▶ _Aim_
In the lines below, output everything from the first line through the line containing "const JJ = ['经济发展局（社卫中', '心）'];" exactly as it is. Pictures are not part of the output.

▶ _Source data_

## START

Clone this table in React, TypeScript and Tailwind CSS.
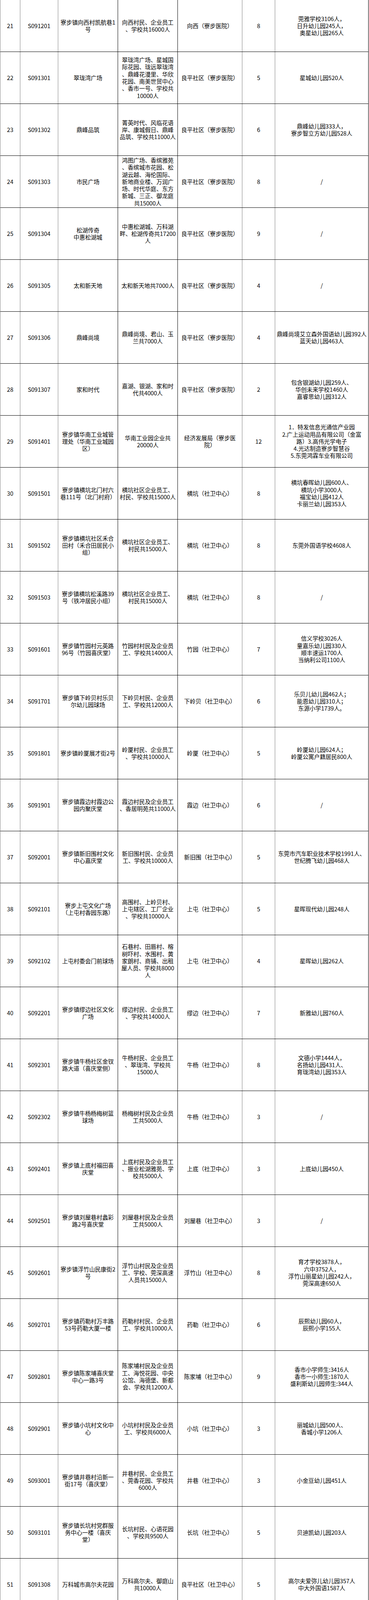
type Row = {
  no: number;
  code: string;
  site: string[];
  scope: string[];
  unit: string[];
  count: string;
  school: string[];
};

const LP = ['良平社区（寮步医院）'];
const LS = ['良平社区（社卫中心）'];
const JJ = ['经济发展局（社卫中', '心）'];

const rows: Row[] = [
  { no: 21, code: 'S091201', site: ['寮步镇向西村凯航巷1', '号'], scope: ['向西村民、企业员工', '、学校共16000人'], unit: ['向西（寮步医院）'], count: '8', school: ['莞雅学校3106人，', '日升幼儿园245人，', '奥星幼儿园265人'] },
  { no: 22, code: 'S091301', site: ['翠珑湾广场'], scope: ['翠珑湾广场、星城国', '际花园、珑远翠珑湾', '、鼎峰花漫里、华欣', '花园、南美世贸中心', '、香市一号、学校共', '10000人'], unit: LP, count: '5', school: ['星城幼儿园520人'] },
  { no: 23, code: 'S091302', site: ['鼎峰品筑'], scope: ['菁英时代、风临花语', '岸、康城假日、鼎峰', '品筑、学校共11000人'], unit: LP, count: '6', school: ['鼎峰幼儿园333人，', '寮步智立方幼儿园528人'] },
  { no: 24, code: 'S091303', site: ['市民广场'], scope: ['鸿图广场、香缤雅苑', '、香缤城市花园、松', '湖云越、海伦国际、', '新地商业楼、万润广', '场、时代华庭、东方', '新城、三正、御龙庭', '共15000人'], unit: LP, count: '8', school: ['/'] },
  { no: 25, code: 'S091304', site: ['松湖传奇', '中惠松湖城'], scope: ['中惠松湖城、万科湖', '畔、松湖传奇共17200', '人'], unit: LP, count: '9', school: ['/'] },
  { no: 26, code: 'S091305', site: ['太和新天地'], scope: ['太和新天地共7000人'], unit: LP, count: '4', school: ['/'] },
  { no: 27, code: 'S091306', site: ['鼎峰尚境'], scope: ['鼎峰尚境、君山、玉', '兰共7000人'], unit: LP, count: '4', school: ['鼎峰尚境艾立森外国语幼儿园392人', '蓝天幼儿园463人'] },
  { no: 28, code: 'S091307', site: ['家和时代'], scope: ['嘉湖、银湖、家和时', '代共4000人'], unit: LP, count: '2', school: ['包含银湖幼儿园259人、', '华创未来学校1460人', '嘉睿思幼儿园312人'] },
  { no: 29, code: 'S091401', site: ['寮步镇华南工业城管', '理处（华南工业城园', '区）'], scope: ['华南工业园企业共', '20000人'], unit: ['经济发展局（寮步医', '院）'], count: '12', school: ['1．特发信息光通信产业园', '2.广上运动用品有限公司（金富', '路）3.高伟光学电子', '4.光达制造寮步智慧谷', '5.东莞鸿霖车业有限公司'] },
  { no: 30, code: 'S091501', site: ['寮步镇横坑北门村六', '巷111号（北门村府）'], scope: ['横坑社区企业员工、', '村民、学校共15000人'], unit: ['横坑（社卫中心）'], count: '8', school: ['横坑春晖幼儿园600人、', '横坑小学3000人', '福宝幼儿园412人', '卡丽兰幼儿园353人'] },
  { no: 31, code: 'S091502', site: ['寮步镇横坑社区禾合', '田村（禾合田居民小', '组）'], scope: ['横坑社区企业员工、', '村民共15000人'], unit: ['横坑（社卫中心）'], count: '8', school: ['东莞外国语学校4608人'] },
  { no: 32, code: 'S091503', site: ['寮步镇横坑松溪路39', '号（铁冲居民小组）'], scope: ['横坑社区企业员工、', '村民共15000人'], unit: ['横坑（社卫中心）'], count: '8', school: ['/'] },
  { no: 33, code: 'S091601', site: ['寮步镇竹园村元英路', '96号（竹园喜庆堂）'], scope: ['竹园村村民及企业员', '工、学校共14000人'], unit: ['竹园（社卫中心）'], count: '7', school: ['信义学校3026人', '童嘉乐幼儿园330人', '顺丰速运1700人', '当纳利公司1100人'] },
  { no: 34, code: 'S091701', site: ['寮步镇下岭贝村乐贝', '尔幼儿园球场'], scope: ['下岭贝村民、企业员', '工、学校共12000人'], unit: ['下岭贝（社卫中心）'], count: '6', school: ['乐贝儿幼儿园462人；', '能恩幼儿园310人；', '东源小学1739人。'] },
  { no: 35, code: 'S091801', site: ['寮步镇岭厦展才街2号'], scope: ['岭厦村民、企业员工', '、学校共10000人'], unit: ['岭厦（社卫中心）'], count: '5', school: ['岭厦幼儿园624人；', '岭厦公寓户籍居民800人'] },
  { no: 36, code: 'S091901', site: ['寮步镇霞边村霞边公', '园内聚庆堂'], scope: ['霞边村民及企业员工', '、香居明苑共11000人'], unit: ['霞边（社卫中心）'], count: '6', school: ['/'] },
  { no: 37, code: 'S092001', site: ['寮步镇新旧围村文化', '中心嘉庆堂'], scope: ['新旧围村民、企业员', '工、学校共10000人'], unit: ['新旧围（社卫中心）'], count: '5', school: ['东莞市汽车职业技术学校1991人、', '世纪腾飞幼儿园468人'] },
  { no: 38, code: 'S092101', site: ['寮步上屯文化广场', '（上屯村香园东路）'], scope: ['高围村、上岭贝村、', '上屯辖区、工厂企业', '、学校共10000人'], unit: ['上屯（社卫中心）'], count: '5', school: ['星晖现代幼儿园248人'] },
  { no: 39, code: 'S092102', site: ['上屯村委会门前球场'], scope: ['石巷村、田唇村、榕', '树吓村、水围村、黄', '家朗村、商铺、出租', '屋人员、学校共8000', '人'], unit: ['上屯（社卫中心）'], count: '4', school: ['星晖幼儿园262人'] },
  { no: 40, code: 'S092201', site: ['寮步镇缪边社区文化', '广场'], scope: ['缪边村民、企业员工', '、学校共14000人'], unit: ['缪边（社卫中心）'], count: '7', school: ['新雅幼儿园760人'] },
  { no: 41, code: 'S092301', site: ['寮步镇牛杨社区金钗', '路大道（喜庆堂侧）'], scope: ['牛杨村民、企业员工', '、翠珑湾、学校共', '15000人'], unit: ['牛杨（社卫中心）'], count: '8', school: ['文德小学1444人，', '名扬幼儿园431人、', '育珑湾幼儿园353人'] },
  { no: 42, code: 'S092302', site: ['寮步镇牛杨杨梅树篮', '球场'], scope: ['杨梅树村民及企业员', '工共5000人'], unit: ['牛杨（社卫中心）'], count: '3', school: ['/'] },
  { no: 43, code: 'S092401', site: ['寮步镇上底村福田喜', '庆堂'], scope: ['上底村民及企业员工', '、振业松湖雅苑、学', '校共5000人'], unit: ['上底（社卫中心）'], count: '3', school: ['上底幼儿园450人'] },
  { no: 44, code: 'S092501', site: ['寮步镇刘屋巷村蠡彩', '路2号喜庆堂'], scope: ['刘屋巷村民及企业员', '工共5000人'], unit: ['刘屋巷（社卫中心）'], count: '3', school: ['/'] },
  { no: 45, code: 'S092601', site: ['寮步镇浮竹山民康街2', '号'], scope: ['浮竹山村民及企业员', '工、学校、莞深高速', '人员共15000人'], unit: ['浮竹山（社卫中心）'], count: '8', school: ['育才学校3878人，', '六中3752人，', '浮竹山丽星幼儿园242人，', '莞深高速650人'] },
  { no: 46, code: 'S092701', site: ['寮步镇药勒村万丰路', '53号药勒大厦一楼'], scope: ['药勒村村民、企业员', '工、学校共10000人'], unit: ['药勒（社卫中心）'], count: '6', school: ['辰熙幼儿园60人，', '辰熙小学155人'] },
  { no: 47, code: 'S092801', site: ['寮步镇陈家埔喜庆堂', '中心一路3号'], scope: ['陈家埔村民及企业员', '工、海悦花园、中央', '公馆、海德堡、新都', '会、学校共12000人'], unit: ['陈家埔（社卫中心）'], count: '9', school: ['香市小学师生:3416人', '香市一小师生:1870人', '盛利斯幼儿园师生:344人'] },
  { no: 48, code: 'S092901', site: ['寮步镇小坑村文化中', '心'], scope: ['小坑村村民及企业员', '工、学校共6000人'], unit: ['小坑（社卫中心）'], count: '3', school: ['丽城幼儿园500人、', '香城小学1206人'] },
  { no: 49, code: 'S093001', site: ['寮步镇井巷村沿新一', '街17号（喜庆堂）'], scope: ['井巷村民、企业员工', '、莞香花园、学校共', '6000人'], unit: ['井巷（社卫中心）'], count: '3', school: ['小金豆幼儿园451人'] },
  { no: 50, code: 'S093101', site: ['寮步镇长坑村党群服', '务中心一楼（喜庆', '堂）'], scope: ['长坑村民、心语花园', '、学校共9500人'], unit: ['长坑（社卫中心）'], count: '5', school: ['贝迪凯幼儿园203人'] },
  { no: 51, code: 'S091308', site: ['万科城市高尔夫花园'], scope: ['万科高尔夫、御庭山', '共10000人'], unit: LS, count: '5', school: ['高尔夫爱弥儿幼儿园357人', '中大外国语1587人'] },
  { no: 52, code: 'S091309', site: ['时富花园'], scope: ['卡丽兰、比华利、丰', '泰城、金湖、翠湖、', '时富花园共15000人'], unit: LS, count: '8', school: ['/'] },
  { no: 53, code: 'S091310', site: ['翠云轩花园'], scope: ['君逸名轩、东安花园', '、映月明轩、翠云轩', '共10000人'], unit: LS, count: '5', school: ['包含翠云轩幼儿园183人'] },
  { no: 54, code: 'S091311', site: ['玉珑湾花园'], scope: ['玉珑湾共6000人'], unit: LS, count: '3', school: [] },
  { no: 55, code: 'S091402', site: ['寮步镇寮城中路下岭', '贝段6号伟易达电子厂'], scope: ['伟易达电子厂员工共', '8000人'], unit: JJ, count: '4', school: ['/'] },
  { no: 56, code: 'S091403', site: ['寮步镇仁居路1号松湖', '智谷研发中心4号楼', '201室（香市科技产业', '园）'], scope: ['新城工业区、香市科', '技产业园共10000人'], unit: JJ, count: '6', school: ['/'] },
  { no: 57, code: 'S091404', site: ['百业路67号之二（百', '业东三路与百业路交', '汇处）'], scope: ['百业工业城园区、汽', '配城共7000人'], unit: JJ, count: '4', school: ['/'] },
  { no: 58, code: 'S093201', site: ['城市学院综合馆'], scope: ['城市学院、艾立森幼', '儿园共21000人'], unit: ['教育中心（社卫中心）'], count: '11', school: ['艾立森幼儿园346人'] },
];

// one table cell, every line kept as the reference wraps it
function Cell({ lines, className }: { lines: string[]; className: string }) {
  return (
    <div className={`flex flex-col items-center justify-center text-center border-r ${className}`}>
      {lines.map((line, i) => (
        <div key={i} className="whitespace-nowrap">
          {line}
        </div>
      ))}
    </div>
  );
}

export default function App() {
  return (
    <div className="w-[944px] bg-white text-black">
      <div className="w-[943px] border-l border-[#808080] font-['Noto_Sans_CJK_SC',sans-serif] text-[14.67px] leading-[18.33px]">
        {rows.map((r) => (
          <div
            key={r.no}
            className="grid h-[133px] grid-cols-[51px_97px_153px_153px_165px_84px_239px] border-b border-black"
          >
            <Cell lines={[String(r.no)]} className="border-[#808080]" />
            <Cell lines={[r.code]} className="border-[#808080]" />
            <Cell lines={r.site} className="border-black" />
            <Cell lines={r.scope} className="border-black" />
            <Cell lines={r.unit} className="border-[#808080]" />
            <Cell lines={[r.count]} className="border-[#808080]" />
            <Cell lines={r.school} className="border-black" />
          </div>
        ))}
      </div>
    </div>
  );
}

## END

▶ _Output of the task_
Clone this table in React, TypeScript and Tailwind CSS.
type Row = {
  no: number;
  code: string;
  site: string[];
  scope: string[];
  unit: string[];
  count: string;
  school: string[];
};

const LP = ['良平社区（寮步医院）'];
const LS = ['良平社区（社卫中心）'];
const JJ = ['经济发展局（社卫中', '心）'];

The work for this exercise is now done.